The Transport Minister Nicol Stephen has announced that he will stand for the leadership of the Scottish Liberal Democrat Party.
Nicol Stephen, 45, may be on a journey to the top job
Jim Wallace, the current leader and deputy first minister, will be leaving the post after 13 years.
Mr Stephen is the first to declare his candidacy for the leadership.
The 45-year-old has the backing of many MSPs, but he could face a challenge from Mike Rumbles who opposes a further coalition with the Labour Party.
At a news conference in Edinburgh on Tuesday, Mr Stephen told reporters that the Lib Dems were the "party of the future".
'Not for me'
Nine other Lib Dem MSPs, including fellow Cabinet minister Ross Finnie, joined him as he made his announcement.
The Aberdeen South MSP said: "My aim is for the Liberal Democrats to emerge stronger than ever and to be well-placed to lead Scotland.
"That is why I want to lead the Scottish Liberal Democrats, lead the Liberal Democrat team to greater success in Scotland's councils, in the House of Commons and the Scottish Parliament.
"To sit back and hope that some day, somehow, someone else will do what is needed for the party or for Scotland to succeed is not for me."
Mike Rumbles may also go for the leadership
Mr Wallace said he planned to stand down officially as leader at the end of June and from there it was up to the party to set the timetable for electing a new leader.
He said he thought a leadership battle would be "healthy" for the party.
Although Tavish Scott MSP had been tipped as Mr Wallace's possible heir, he has ruled himself out of the contest and instead will become Mr Stephen's campaign manager.
Another possible contender for the post is Mr Rumbles who is currently Lib Dem spokesman on health.
The 48-year-old West Aberdeenshire and Kincardine MSP said recently that he hoped Mr Wallace would not take the party into a third coalition with Labour.
"If the Liberal Democrats signed a third coalition agreement with Labour, there would be a leadership challenge," he predicted.

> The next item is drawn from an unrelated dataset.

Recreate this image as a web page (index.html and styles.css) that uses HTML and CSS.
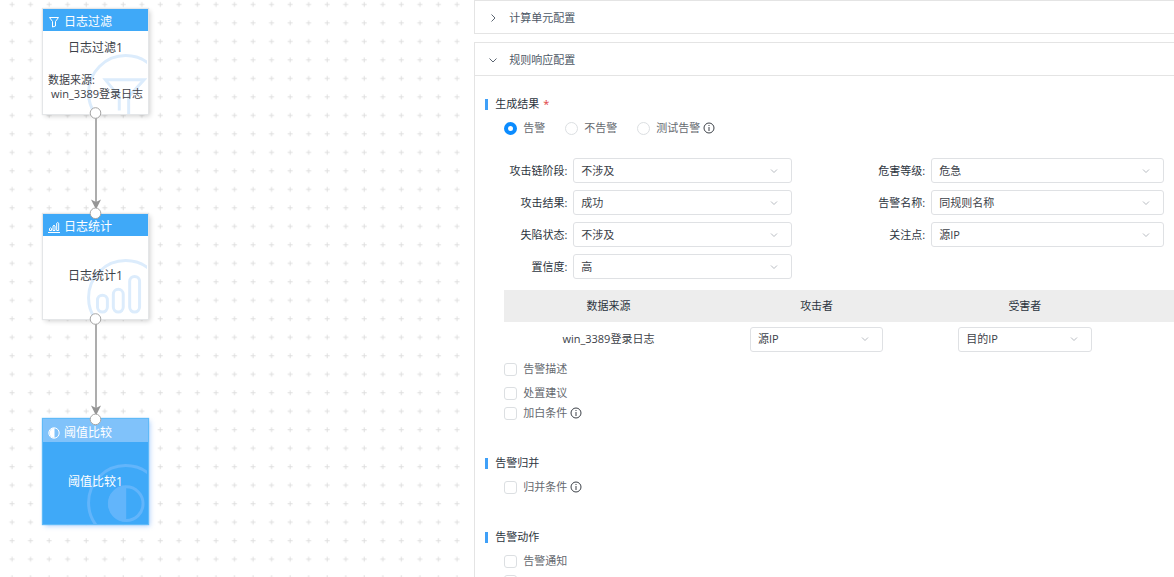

Mr Rumbles has said he will not make a decision about standing until he meets the Liberal Democrats' parliamentary group in Edinburgh on Tuesday evening.
On the issue of coalition government, Mr Stephen refused to pass judgement.
He said: "I don't rule out any options for the future, but we will go into the election in 2007 as an independent party, with our own manifesto and policy priorities."
Mr Stephen added: "I've always felt that the Liberal democrats have been strongest in a campaign when they focus on Lib Dem policies and the Lib Dem manifesto."